OSVALDO GONÇALVES
Prazeres mundanos
No fim de tudo, leva-se a língua aos intervalos dos dentes e procura-se arrancar a golpes de ventosa os restos de comida, assobiando por dentro
Os prazeres não se medem aos palmos. Estamos certos disso. Há prazeres pequenos, mundanos, que são prazeres grandes, se sentidos na sua plenitude, e há prazeres que não dão prazer nenhum, se ofuscados por um desprazer (do momento, da companhia...).
Que prazer teria, por exemplo, beber um gole d’água, se a sede não apertasse? Mas é ainda maior o prazer de beber esse gole de um líquido insípido (digam o que disserem, a água não sabe mesmo a nada) do gargalo de uma garrafa às 4h27 da manhã. Imagine-se o prazer de sentir a água fria a escorrer pela garganta, o gorgolejar que não se ouve por fora, mas por dentro, como se boca e ouvidos fossem a mesma coisa: um rio de grande caudal, calema batendo forte numa enseada.
E mais: o prazer de ser uma aventura. Os sentidos atentos, como um pastor alemão de orelhas em pé, à mínima aproximação de gente. Não se bebe água pela garrafa, é falta de educação. Mas bebe-se pela aventura, pelo desafio à instituição, por um anseio de liberdade, por simples rebeldia e... pelo prazer de mandar todo mundo à fava.
Ainda nesse campo, quem não gosta de roubar batatinhas fritas, acabadas de sair da frigideira, bem nas barbas da mulher, como se se tratasse de um crime de lesa majestade? E de chuchar o tutano de um osso e depois lamber as pontas dos dedos e fazer estalar a língua? Como é bom fazer de aspirador com um fio de macarrão devidamente envolvido em molho! No fim de tudo, leva-se a língua aos intervalos dos dentes e procura-se arrancar a golpes de ventosa os restos de comida, assobiando por dentro.
Que prazer pode dar a leitura de um jornal velho, com as páginas amalerecidas, a cheirar a mofo, semicarcomido pelas traças, a não ser sentado na retrete? Sim, ler artigos de opinião, crónicas, crítica literária, entrevista com escritores, poetas, filósofos, receitas de culinária, o horóscopo, em jornais velhos com a companhia inseparável de um cigarro, o físico entregue à nudez completa, os chinelos de dedo gastos pelo uso e odores misturados do perfume dos champoos e sabonetes e das impurezas humanas.
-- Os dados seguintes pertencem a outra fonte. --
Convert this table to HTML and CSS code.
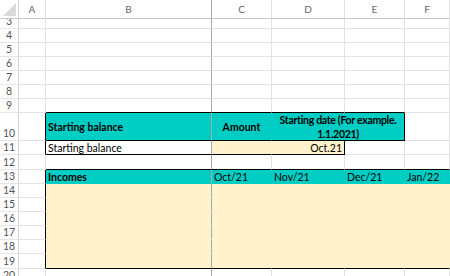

Quem não gosta de tirar macaquinhos do nariz? Assim, com toda a propriedade, meter o dedo mindinho no nariz e retirar restos de muco já seco e depois fazer bolinhas e atirá-las em voo para longe. De manhã, curte-se sem saber o prazer de aliviar os cantos dos olhos de restos do sono, ramelas pegajosas aí devidamente depositadas por lágrimas que não pedem autorização para sair.
E arrotar sonoramente num almoço a sós sem ter de pedir licença nem desculpas a quem quer que seja? E peidar-se a descer as escadas de um prédio de dez andares, à espreita para ver se vem alguém a subir? E aliviar a bexiga de encosto a uma árvore, a esconder o sexo com as mãos em concha? E dar uma palmadinha no traseiro da mulher, como se o nosso atrevimento estivesse excepcionalmente espevitado e ela não fosse aquela moça antiga, mas a vizinha que acabou de se mudar para o apartamento ao lado?
Maldade pequena, mas que não deixa de dar prazer (ainda que um tanto sádico) é estalar os dedos das crianças. Diz-se: tens as mãos sujas e... trás, estala-se-lhes o dedo médio. E arrancar um espinho das costas, como se ainda fóssemos adolescentes? E sentir o ardor de uma bitacaia ainda nova no dedão do pé? E atirar uma pedra ao cão do vizinho?
Afinal, que prazer daria resgatar este texto que tem cerca de 20 anos e teve a versão original publicada neste mesmo jornal, se não tivessemos a certeza da existência de novos leitores e a esperança, ainda que vaga, que quem já o leu ia gostar de reler?
Falem-me de prazeres e eu digo: vivam-nos. Os prazeres são tão mundanos como a própria vida. E esta, em si, é um grande prazer.